Bleecker’s a shortish guy in his 50s, with a long platinum ponytail that dangles from under a bandanna most of the time. His work clothes are as ratty as clothes can get without actually falling off his body. Originally from California, he showed up in Burlington at the end of a cross-country trip and decided to stay a while. “It was a temporary thing. That was 20 years ago. But it’s still a temporary thing.” He lives now on a couple of acres out by Elon College, with his dog and a horse and a flock of chickens. At one time, he grew sprouts and distributed them all over the Southeast. He was a pilot in the Air Force for a while; somewhere along the way he picked up a bachelor’s and a master’s in art, and a bachelor’s and a master’s in engineering. Six or seven years ago, when he was wondering what to do next, he started designing this building.

The studio is shaped like an arrowhead to fit the corner lot it covers. Since Bleecker began the project with virtually no rough construction skills, a curious effect has come about in the process. It’s as if an engineer and a furniture maker set out to make a structure. The walls are cinderblock. Bleecker had help with those, but laid about two-thirds of the block himself. Generally, in the building trades, there’s a distinction between rough work, which you try to do right within a reasonable tolerance, and say, cabinet work, which you try to make perfect. Bleecker’s block-laying, tough, heavy labor done off of scaffolding, looks like cabinet work. The lines are whistle-straight, the joints tooled absurdly smooth.

This kind of attention to detail is all over the studio. The work is all meticulous, the materials only the best. The large awning roof over the front entrance is sheathed in copper shingles. Redwood siding decorates the facade, with handmade copper flashing caps at every joint. Inside, Bleecker is crafting windowsills from straight-grained, clear redwood, some of the most beautiful, and most expensive, wood you can buy. The doors are mahogany, redwood and cherry, not nailed, but pegged together with handmade black walnut spikes. Why such fancy stock? “I feel good working with it. It’s all about the whole interrelationship of you and the material, working within the parameters of the material.” With cheaper material, he says, “It’s gonna look like junk the minute you put it in. My main priority was the interaction of the human and the space. There’s nothing worse than going into a place you hate, space-wise.”

Quality is one of Bleecker’s favorite soapbox topics. Like a lot of craftsmen, he gets emotional about wood and tools. He is devoted to Japanese chisels, and insists no other kind is fit to use. The world, according to Bleecker, is awash in products that are pure garbage. “People say, ‘How come you drive a fancy car?’” he muses. (It’s a Porsche.) “Hell, that car is 16 years old. And I’ll drive it another 16 years. It makes sense to buy the best quality item you can get and keep it forever.”
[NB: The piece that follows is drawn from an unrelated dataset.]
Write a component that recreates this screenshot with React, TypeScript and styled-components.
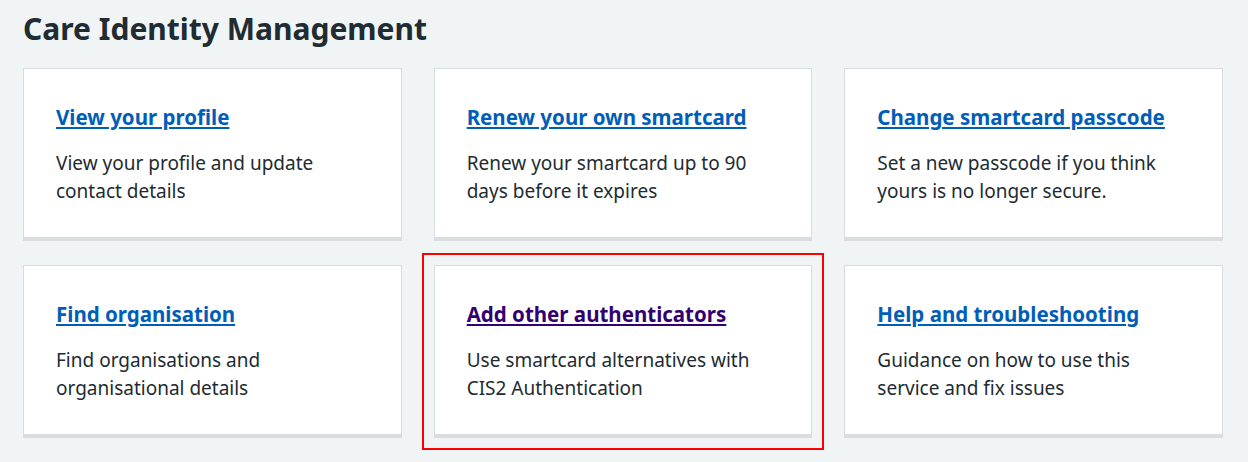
import React from "react";
import styled, { createGlobalStyle } from "styled-components";

const GlobalStyle = createGlobalStyle`
  html, body { margin: 0; padding: 0; background: #f0f4f5; }
  body {
    font-family: "Noto Sans", "Open Sans", sans-serif;
    color: #212b32;
    -webkit-font-smoothing: antialiased;
  }
`;

const Page = styled.main`
  width: 1200px;
  margin-left: 23px;
  padding-top: 9px;
  padding-bottom: 30px;
`;

const Title = styled.h1`
  margin: 0 0 19px;
  font-size: 30px;
  line-height: 40px;
  font-weight: 700;
  color: #212b32;
`;

const CardGrid = styled.ul`
  list-style: none;
  margin: 0;
  padding: 0;
  display: grid;
  grid-template-columns: repeat(3, 1fr);
  column-gap: 32px;
  row-gap: 24px;
`;

const CardItem = styled.li<{ $highlight?: boolean }>`
  display: flex;
  outline: ${(p) => (p.$highlight ? "2px solid #ff0000" : "none")};
  outline-offset: 10px;
`;

const Card = styled.div`
  flex: 1;
  background: #ffffff;
  border: 1px solid #d8dde0;
  border-bottom: 4px solid #d8dde0;
  padding: 32px;
`;

const CardHeading = styled.h2`
  margin: 0 0 16px;
  font-size: 20.5px;
  line-height: 32px;
  font-weight: 700;
`;

const CardLink = styled.a<{ $visited?: boolean }>`
  color: ${(p) => (p.$visited ? "#330072" : "#005eb8")};
  text-decoration: underline;
  text-decoration-thickness: 2px;
  text-underline-offset: 2px;
`;

const CardText = styled.p`
  margin: 0;
  font-size: 19px;
  line-height: 28px;
  color: #212b32;
  max-width: 300px;
`;

type Item = { title: string; text: string; visited?: boolean; highlight?: boolean };

const items: Item[] = [
  { title: "View your profile", text: "View your profile and update contact details" },
  { title: "Renew your own smartcard", text: "Renew your smartcard up to 90 days before it expires" },
  { title: "Change smartcard passcode", text: "Set a new passcode if you think yours is no longer secure." },
  { title: "Find organisation", text: "Find organisations and organisational details" },
  {
    title: "Add other authenticators",
    text: "Use smartcard alternatives with CIS2 Authentication",
    visited: true,
    highlight: true,
  },
  { title: "Help and troubleshooting", text: "Guidance on how to use this service and fix issues" },
];

export default function App() {
  return (
    <>
      <GlobalStyle />
      <Page>
        <Title>Care Identity Management</Title>
        <CardGrid>
          {items.map((it) => (
            <CardItem key={it.title} $highlight={it.highlight}>
              <Card>
                <CardHeading>
                  <CardLink href="#" $visited={it.visited}>
                    {it.title}
                  </CardLink>
                </CardHeading>
                <CardText>{it.text}</CardText>
              </Card>
            </CardItem>
          ))}
        </CardGrid>
      </Page>
    </>
  );
}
The interior is mostly open, with only one partition wall downstairs, creating what may become a small gallery in front. The upstairs opens onto the gallery, one big balcony. “We confine ourselves with walls,” Bleecker says, “What little box you don’t put yourself in physically by building walls we do emotionally and mentally.” He glances around the upstairs, critiquing his own drywall finishing. “Yeah, everyone’s advice was: Get a professional to do it, then come back and fix the mistakes.” He points to a tiny triangular window in an inaccessible place. “That ended up being probably the most expensive window in the state of North Carolina,” he says proudly.

After three years of this kind of obsessively focused work, the end is only sort of in sight. Still to come are floors, railings, trim, stairs, maybe an outside balcony with a kiln underneath it. “The finish date is one year from now,” he says, “But that’s just what I say so I won’t give up and kill myself.” He is equally vague about what sort of business Bleecker St. Studios will be. He plans to have space for heavy work, like ceramics and sculpture downstairs. Upstairs could be for painting. “It’d be great to have a little blues club up there,” he says. “I’m not going to do it. But you know, someone could.” On this note, Bleecker almost sounds like a starry-eyed idealist. “The space could be whatever anyone wants it to be. It’s about complete freedom. Freedom from censorship, all kinds of freedom.”

Bleecker acknowledges that he’ll probably rent space to other artists. But he doesn’t seem to have anything resembling a business plan. Will he ever make his money back on the project? “All I need is enough money to live on,” he says. “You gotta have money. But there’s a difference between making money and making money, you understand. When is enough enough?” How can he afford to do this? “Because I set it up that way,” he says. To Bleecker’s mind, most people waste their money on things they don’t need, and then never get to do what they really want to do. “I’m a building artist, that’s what I am now,” he says, nodding toward his neglected pottery wheel in a corner. “For my own personal satisfaction, it’s already paid me back tenfold.”

Long before its completion, the studio has already played host to local arts. A couple of summers ago, before the roof was even on, local sculptor Rik Hermanson organized a day-long extravaganza of visual art, music, gourmet food, belly-dancers and miscellaneous free entertainment. Hermanson said he had been watching the building go up, and when it reached a phase where he could use it, he approached Bleecker and introduced himself. Right off the bat, Bleecker agreed to let him borrow the space for what Hermanson calls “an old-fashioned happening.”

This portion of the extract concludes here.